=== PROBLEM DESCRIPTION ===
Reproduce the listing below exactly. Pictures do not belong in the copy.

=== SOURCE DATA ===
-- -- --

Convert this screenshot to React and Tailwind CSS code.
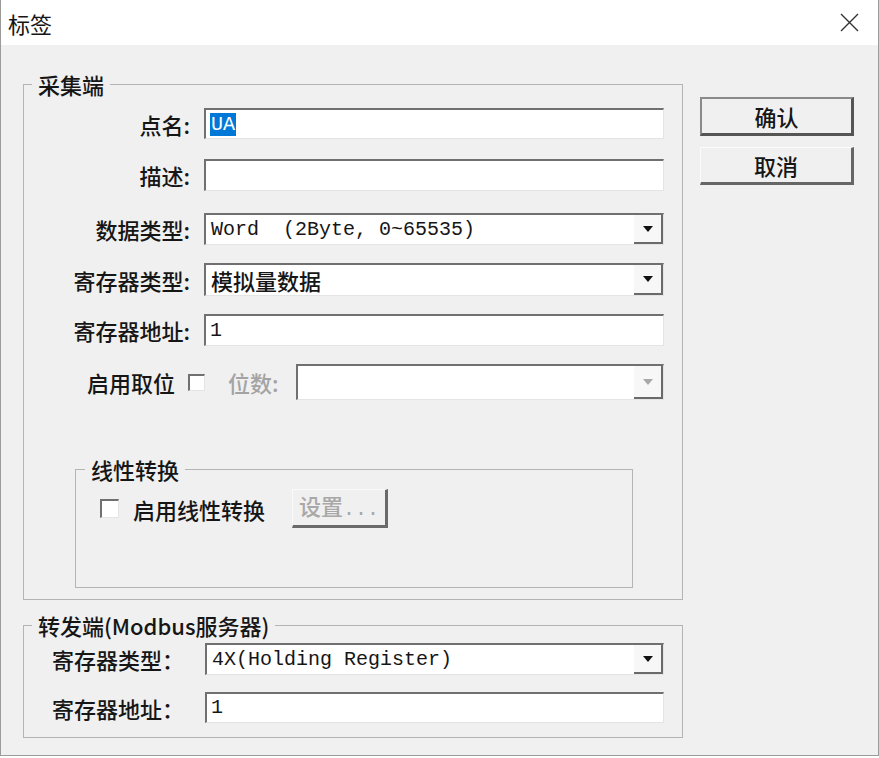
import React from 'react';

const sunken =
  'border-t-2 border-l-2 border-b border-r border-t-[#707070] border-l-[#707070] border-b-[#e4e4e4] border-r-[#e4e4e4] bg-white';

function Arrow({ disabled }) {
  return (
    <div className="w-[29px] h-full flex items-center justify-center bg-[#f7f7f7] border-r-2 border-b-2 border-r-[#6a6a6a] border-b-[#6a6a6a]">
      <svg width="10" height="6" viewBox="0 0 10 6">
        <path d="M0 0 H10 L5 6 Z" fill={disabled ? '#a8a8a8' : '#111'} />
      </svg>
    </div>
  );
}

function Select({ children, disabled, className = '' }) {
  return (
    <div className={`flex-1 h-full flex items-stretch ${sunken} ${className}`}>
      <div className="flex-1 flex items-center pl-[5px] overflow-hidden whitespace-pre">{children}</div>
      <Arrow disabled={disabled} />
    </div>
  );
}

function Input({ children }) {
  return (
    <div className={`flex-1 h-full flex items-center pl-[4px] whitespace-pre ${sunken}`}>{children}</div>
  );
}

function Check({ size = 'w-[18px] h-[18px]' }) {
  return <div className={`${size} ${sunken}`} />;
}

const mono = "font-['Liberation_Mono','Noto_Sans_CJK_SC',monospace] text-[20px]";

function Row({ label, mt, h = 'h-[32px]', children }) {
  return (
    <div className={`flex items-center ${h} ${mt}`}>
      <div className="w-[166px] text-right whitespace-nowrap">{label}</div>
      <div className="ml-[14px] flex-1 h-full flex">{children}</div>
    </div>
  );
}

export default function App() {
  return (
    <div className="w-[879px] h-[756px] flex flex-col bg-[#f0f0f0] border-l border-r border-b border-[#9b9b9b] font-['Noto_Sans_CJK_SC',sans-serif] font-medium text-[22px] leading-[24px] text-[#161616]">
      {/* title bar */}
      <div className="h-[45px] shrink-0 bg-white flex items-center justify-between pl-[7px] pr-[19px]">
        <span className="font-normal">标签</span>
        <svg width="19" height="19" viewBox="0 0 19 19">
          <path d="M1 1 L18 18 M18 1 L1 18" stroke="#333" strokeWidth="1.4" />
        </svg>
      </div>

      <div className="flex flex-1">
        <div className="ml-[22px] w-[660px] flex flex-col">
          {/* 采集端 */}
          <fieldset className="mt-[27px] h-[528px] border border-[#b4b4b4] flex flex-col">
            <legend className="ml-[8px] px-[6px]">采集端</legend>
            <div className="flex flex-col pt-[12px] pr-[18px]">
              <Row label="点名:" mt="" h="h-[31px]">
                <Input>
                  <span className={`${mono} bg-[#0078d7] text-white leading-[23px] px-[1px]`}>UA</span>
                </Input>
              </Row>
              <Row label="描述:" mt="mt-[20px]">
                <Input />
              </Row>
              <Row label="数据类型:" mt="mt-[22px]">
                <Select>
                  <span className={mono}>Word  (2Byte, 0~65535)</span>
                </Select>
              </Row>
              <Row label="寄存器类型:" mt="mt-[18px]" h="h-[33px]">
                <Select>模拟量数据</Select>
              </Row>
              <Row label="寄存器地址:" mt="mt-[18px]">
                <Input>
                  <span className={mono}>1</span>
                </Input>
              </Row>
              <div className="flex items-center h-[36px] mt-[18px]">
                <div className="w-[151px] text-right whitespace-nowrap">启用取位</div>
                <div className="ml-[13px]">
                  <Check size="w-[17px] h-[17px]" />
                </div>
                <div className="ml-[23px] text-[#a3a3a3] whitespace-nowrap">位数:</div>
                <div className="ml-[17px] flex-1 h-full flex">
                  <Select disabled />
                </div>
              </div>
            </div>

            {/* 线性转换 */}
            <fieldset className="ml-[51px] mr-[49px] mt-[57px] h-[131px] border border-[#b4b4b4]">
              <legend className="ml-[9px] px-[6px]">线性转换</legend>
              <div className="flex items-center pt-[8px] pl-[24px]">
                <Check size="w-[19px] h-[19px]" />
                <span className="ml-[14px]">启用线性转换</span>
                <div className="ml-[27px] w-[96px] h-[39px] flex items-center justify-center text-[#a8a8a8] bg-[#f0f0f0] border-t border-l border-t-[#fafafa] border-l-[#fafafa] border-b-[3px] border-r-[3px] border-b-[#6a6a6a] border-r-[#6a6a6a]">
                  <span>
                    设置<span className={mono}>...</span>
                  </span>
                </div>
              </div>
            </fieldset>
          </fieldset>

          {/* 转发端 */}
          <fieldset className="mt-[13px] h-[125px] border border-[#b4b4b4]">
            <legend className="ml-[8px] px-[6px] whitespace-pre">转发端(Modbus服务器)</legend>
            <div className="flex flex-col pt-[6px] pl-[28px] pr-[18px]">
              <div className="flex items-center h-[32px]">
                <div className="w-[153px] whitespace-nowrap">寄存器类型：</div>
                <div className="flex-1 h-full flex">
                  <Select>
                    <span className={mono}>4X(Holding Register)</span>
                  </Select>
                </div>
              </div>
              <div className="flex items-center h-[31px] mt-[17px]">
                <div className="w-[153px] whitespace-nowrap">寄存器地址：</div>
                <div className="flex-1 h-full flex">
                  <Input>
                    <span className={mono}>1</span>
                  </Input>
                </div>
              </div>
            </div>
          </fieldset>
        </div>

        {/* buttons */}
        <div className="ml-[17px] flex flex-col">
          <div className="mt-[52px] w-[154px] h-[39px] flex items-center justify-center bg-[#f0f0f0] border-t-2 border-l-2 border-t-[#8a8a8a] border-l-[#8a8a8a] border-b-[3px] border-r-[3px] border-b-[#555] border-r-[#555]">
            确认
          </div>
          <div className="mt-[11px] w-[154px] h-[38px] flex items-center justify-center bg-[#f0f0f0] border-t border-l border-t-[#fbfbfb] border-l-[#fbfbfb] border-b-[3px] border-r-[3px] border-b-[#666] border-r-[#666]">
            取消
          </div>
        </div>
      </div>
    </div>
  );
}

-- -- --

=== WORKED SOLUTION ===
Convert this screenshot to React and Tailwind CSS code.
import React from 'react';

const sunken =
  'border-t-2 border-l-2 border-b border-r border-t-[#707070] border-l-[#707070] border-b-[#e4e4e4] border-r-[#e4e4e4] bg-white';

function Arrow({ disabled }) {
  return (
    <div className="w-[29px] h-full flex items-center justify-center bg-[#f7f7f7] border-r-2 border-b-2 border-r-[#6a6a6a] border-b-[#6a6a6a]">
      <svg width="10" height="6" viewBox="0 0 10 6">
        <path d="M0 0 H10 L5 6 Z" fill={disabled ? '#a8a8a8' : '#111'} />
      </svg>
    </div>
  );
}

function Select({ children, disabled, className = '' }) {
  return (
    <div className={`flex-1 h-full flex items-stretch ${sunken} ${className}`}>
      <div className="flex-1 flex items-center pl-[5px] overflow-hidden whitespace-pre">{children}</div>
      <Arrow disabled={disabled} />
    </div>
  );
}

function Input({ children }) {
  return (
    <div className={`flex-1 h-full flex items-center pl-[4px] whitespace-pre ${sunken}`}>{children}</div>
  );
}

function Check({ size = 'w-[18px] h-[18px]' }) {
  return <div className={`${size} ${sunken}`} />;
}

const mono = "font-['Liberation_Mono','Noto_Sans_CJK_SC',monospace] text-[20px]";

function Row({ label, mt, h = 'h-[32px]', children }) {
  return (
    <div className={`flex items-center ${h} ${mt}`}>
      <div className="w-[166px] text-right whitespace-nowrap">{label}</div>
      <div className="ml-[14px] flex-1 h-full flex">{children}</div>
    </div>
  );
}

export default function App() {
  return (
    <div className="w-[879px] h-[756px] flex flex-col bg-[#f0f0f0] border-l border-r border-b border-[#9b9b9b] font-['Noto_Sans_CJK_SC',sans-serif] font-medium text-[22px] leading-[24px] text-[#161616]">
      {/* title bar */}
      <div className="h-[45px] shrink-0 bg-white flex items-center justify-between pl-[7px] pr-[19px]">
        <span className="font-normal">标签</span>
        <svg width="19" height="19" viewBox="0 0 19 19">
          <path d="M1 1 L18 18 M18 1 L1 18" stroke="#333" strokeWidth="1.4" />
        </svg>
      </div>

      <div className="flex flex-1">
        <div className="ml-[22px] w-[660px] flex flex-col">
          {/* 采集端 */}
          <fieldset className="mt-[27px] h-[528px] border border-[#b4b4b4] flex flex-col">
            <legend className="ml-[8px] px-[6px]">采集端</legend>
            <div className="flex flex-col pt-[12px] pr-[18px]">
              <Row label="点名:" mt="" h="h-[31px]">
                <Input>
                  <span className={`${mono} bg-[#0078d7] text-white leading-[23px] px-[1px]`}>UA</span>
                </Input>
              </Row>
              <Row label="描述:" mt="mt-[20px]">
                <Input />
              </Row>
              <Row label="数据类型:" mt="mt-[22px]">
                <Select>
                  <span className={mono}>Word  (2Byte, 0~65535)</span>
                </Select>
              </Row>
              <Row label="寄存器类型:" mt="mt-[18px]" h="h-[33px]">
                <Select>模拟量数据</Select>
              </Row>
              <Row label="寄存器地址:" mt="mt-[18px]">
                <Input>
                  <span className={mono}>1</span>
                </Input>
              </Row>
              <div className="flex items-center h-[36px] mt-[18px]">
                <div className="w-[151px] text-right whitespace-nowrap">启用取位</div>
                <div className="ml-[13px]">
                  <Check size="w-[17px] h-[17px]" />
                </div>
                <div className="ml-[23px] text-[#a3a3a3] whitespace-nowrap">位数:</div>
                <div className="ml-[17px] flex-1 h-full flex">
                  <Select disabled />
                </div>
              </div>
            </div>

            {/* 线性转换 */}
            <fieldset className="ml-[51px] mr-[49px] mt-[57px] h-[131px] border border-[#b4b4b4]">
              <legend className="ml-[9px] px-[6px]">线性转换</legend>
              <div className="flex items-center pt-[8px] pl-[24px]">
                <Check size="w-[19px] h-[19px]" />
                <span className="ml-[14px]">启用线性转换</span>
                <div className="ml-[27px] w-[96px] h-[39px] flex items-center justify-center text-[#a8a8a8] bg-[#f0f0f0] border-t border-l border-t-[#fafafa] border-l-[#fafafa] border-b-[3px] border-r-[3px] border-b-[#6a6a6a] border-r-[#6a6a6a]">
                  <span>
                    设置<span className={mono}>...</span>
                  </span>
                </div>
              </div>
            </fieldset>
          </fieldset>

          {/* 转发端 */}
          <fieldset className="mt-[13px] h-[125px] border border-[#b4b4b4]">
            <legend className="ml-[8px] px-[6px] whitespace-pre">转发端(Modbus服务器)</legend>
            <div className="flex flex-col pt-[6px] pl-[28px] pr-[18px]">
              <div className="flex items-center h-[32px]">
                <div className="w-[153px] whitespace-nowrap">寄存器类型：</div>
                <div className="flex-1 h-full flex">
                  <Select>
                    <span className={mono}>4X(Holding Register)</span>
                  </Select>
                </div>
              </div>
              <div className="flex items-center h-[31px] mt-[17px]">
                <div className="w-[153px] whitespace-nowrap">寄存器地址：</div>
                <div className="flex-1 h-full flex">
                  <Input>
                    <span className={mono}>1</span>
                  </Input>
                </div>
              </div>
            </div>
          </fieldset>
        </div>

        {/* buttons */}
        <div className="ml-[17px] flex flex-col">
          <div className="mt-[52px] w-[154px] h-[39px] flex items-center justify-center bg-[#f0f0f0] border-t-2 border-l-2 border-t-[#8a8a8a] border-l-[#8a8a8a] border-b-[3px] border-r-[3px] border-b-[#555] border-r-[#555]">
            确认
          </div>
          <div className="mt-[11px] w-[154px] h-[38px] flex items-center justify-center bg-[#f0f0f0] border-t border-l border-t-[#fbfbfb] border-l-[#fbfbfb] border-b-[3px] border-r-[3px] border-b-[#666] border-r-[#666]">
            取消
          </div>
        </div>
      </div>
    </div>
  );
}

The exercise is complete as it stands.